Rentrant chez moi, ce soir-là, seul dans la rue, je puis méditer à mon aise sur l’élément passionnel qu’au beau pays de France, traîne avec soi toute discussion de caractère politique. Eh ! quoi, me dis-je, ces catholiques français admettent avec une humilité touchante tout le mal que l’on peut dire de leur catholicisme. Mais n’allez pas toucher à la sacro-sainte république ! Autant forcer la bouche d’un volcan ! Feu volcanique, en effet, chez eux, républicaine ou monarchiste que la passion politique et qui peut tout dévorer. Bien des fois, à des amis qui ne comprennent rien à certaines attitudes politiques des catholiques de France qui, lors du mouvement franquiste contre les rouges d’Espagne, par exemple, se scandalisaient des étranges attitudes du journal Sept et d’un homme tel que Jacques Maritain, ce dernier prenant presque parti pour les révolutionnaires, souvent, dis-je, j’ai raconté cette anecdote de ma soirée chez J. Wilbois. La parabole valait la meilleure des explications.

Père Pinard de La Boullaye à Notre-Dame

Parmi mes grands bonheurs de Paris, en cet hiver de 1931, je ne veux pas oublier le deuxième carême qu’il m’est donné d’entendre à Notre-Dame. On me prodigue, ai-je dit, toutes les amabilités. L’on n’a pas oublié de m’obtenir de Son Éminence le cardinal Verdier, un bon billet pour la grande nef. Encore cette fois, je suis presque en face du prédicateur, à quelques pas de la chaire. Le Père Janvier n’y est plus. Rien qui me rappelle la robuste silhouette déployant, dans la souple robe blanche, ses gestes pathétiques. Rien non plus de la voix d’or. Un type de prédicateur tout à fait nouveau. Au lieu d’un Dominicain, un Jésuite : le Père Pinard de La Boullaye, assez grand de taille, mais plutôt mince ; une tête fine, un visage fin ; au lieu d’un orateur, un professeur. Le Père expose, enseigne, ne cherche guère à émouvoir, à secouer l’auditoire ; il veut instruire, convaincre, réfuter ; c’est le maître du haut de sa chaire. Il a pourtant le don de se faire écouter. Ses exposés sont clairs ; dans ses réfutations, il ne se prive point au passage d’un sourire, d’une pointe d’humour ou d’ironie, mais sans appuyer. Il parle du Christ et il en parle souvent avec émotion, même si son émotion est celle d’un savant. On sait qu’à Notre-Dame il a voulu traiter de Notre-Seigneur Jésus-Christ, mais dans le cadre de l’histoire des religions. Le célèbre auditoire éprouvait ce besoin, depuis que l’interpénétration des mondes ramenait plus que jamais l’étude des théologies et des philosophies orientales. J’étais étudiant à Rome, lors de la mort de Ferdinand Brunetière. N’a-t-on pas raconté, dans le temps, que certain ouvrage sur le bouddhisme avait retardé de dix ans la conversion au catholicisme du directeur de la Revue des Deux Mondes ? En ce carême de 1931, le Père de La Boullaye traite du Christ : « le thaumaturge et le prophète ».

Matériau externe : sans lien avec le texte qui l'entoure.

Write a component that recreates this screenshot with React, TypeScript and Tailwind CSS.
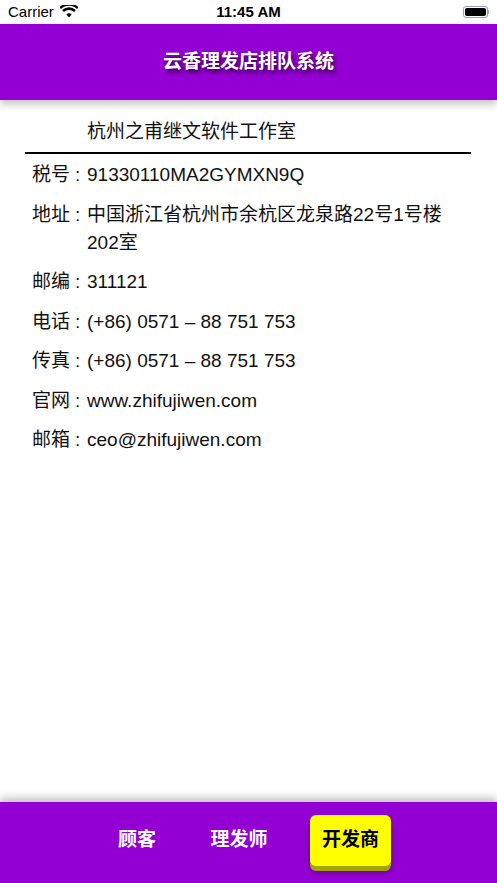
const rows: { label: string; value: string }[] = [
  { label: "税号", value: "91330110MA2GYMXN9Q" },
  { label: "地址", value: "中国浙江省杭州市余杭区龙泉路22号1号楼202室" },
  { label: "邮编", value: "311121" },
  { label: "电话", value: "(+86) 0571 – 88 751 753" },
  { label: "传真", value: "(+86) 0571 – 88 751 753" },
  { label: "官网", value: "www.zhifujiwen.com" },
  { label: "邮箱", value: "ceo@zhifujiwen.com" },
];

const font = {
  fontFamily: '"Liberation Sans", "Noto Sans CJK SC", sans-serif',
};

function StatusBar() {
  return (
    <div className="h-6 flex items-center justify-between px-2 bg-white text-black">
      <div className="flex items-center gap-1.5 text-[15px]">
        <span>Carrier</span>
        <svg width="18" height="13" viewBox="0 0 18 13" className="mt-[-2px]">
          <path d="M9 12.5l2.6-3a3.6 3.6 0 00-5.2 0z" fill="black" />
          <path d="M3.9 7a7.2 7.2 0 0110.2 0l1.7-1.9a9.8 9.8 0 00-13.6 0z" fill="black" />
          <path d="M1 4a11.6 11.6 0 0116 0L18.6 2.2a14.2 14.2 0 00-19.2 0z" fill="black" />
        </svg>
      </div>
      <div className="text-[15px] font-semibold absolute left-1/2 -translate-x-1/2">11:45 AM</div>
      <div className="flex items-center">
        <div className="w-[25px] h-[12px] rounded-[3px] border border-gray-400 p-[1px]">
          <div className="w-full h-full bg-black rounded-[2px]" />
        </div>
        <div className="w-[1.5px] h-[4px] bg-gray-400 rounded-r" />
      </div>
    </div>
  );
}

export default function App() {
  return (
    <div className="w-[497px] h-[883px] flex flex-col bg-white relative overflow-hidden" style={font}>
      <StatusBar />

      {/* Title bar */}
      <div className="h-[76px] bg-[#9400d3] flex items-center justify-center shadow-[0_4px_8px_rgba(0,0,0,0.25)] z-10">
        <span className="text-white text-[19px] font-bold [text-shadow:2px_3px_4px_rgba(40,0,60,0.9)]">
          云香理发店排队系统
        </span>
      </div>

      {/* Content */}
      <div className="flex-1 px-[25px] pt-[18px] text-[19px] text-[#111]">
        <div className="pl-[62px] leading-[28px] pb-[6px]">杭州之甫继文软件工作室</div>
        <div className="h-[2px] bg-black w-[446px]" />
        <div className="flex flex-col gap-[11.5px] pt-[7px] pl-[7px]">
          {rows.map((r) => (
            <div key={r.label} className="flex leading-[28px]">
              <span className="w-[55px] shrink-0 flex">
                <span>{r.label}</span>
                <span className="ml-[5px]">:</span>
              </span>
              <span className="w-[370px]">{r.value}</span>
            </div>
          ))}
        </div>
      </div>

      {/* Tab bar */}
      <div className="h-[81px] bg-[#9400d3] shadow-[0_-4px_8px_rgba(0,0,0,0.25)] flex items-start pt-[12px]">
        <div className="flex items-center gap-[28px] ml-[100px]">
          <button className="w-[74px] h-[52px] text-white text-[19px] font-bold">顾客</button>
          <button className="w-[74px] h-[52px] text-white text-[19px] font-bold">理发师</button>
          <button className="w-[81px] h-[51px] ml-[6px] bg-[#ffff00] rounded-[6px] text-black text-[19px] font-bold shadow-[0_5px_0_#a3a300,0_6px_6px_rgba(0,0,0,0.35)]">
            开发商
          </button>
        </div>
      </div>
    </div>
  );
}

Le prédicateur n’est plus le même. Mais l’auditoire, le magnifique auditoire d’hommes de la grande nef n’a pas changé. Espace rempli jusqu’aux moindres coins ; mêmes visages attentifs, respectueux, quelques-uns tendus, dans l’anxiété de la recherche suprême. Comme la question religieuse passionne encore les hommes, même ceux-là qui sont loin de la foi ! Facilement au-dessus de cette masse d’hommes composée pourtant de beaucoup d’incroyants, on se prenait à entendre le mystérieux battement d’ailes de l’Esprit.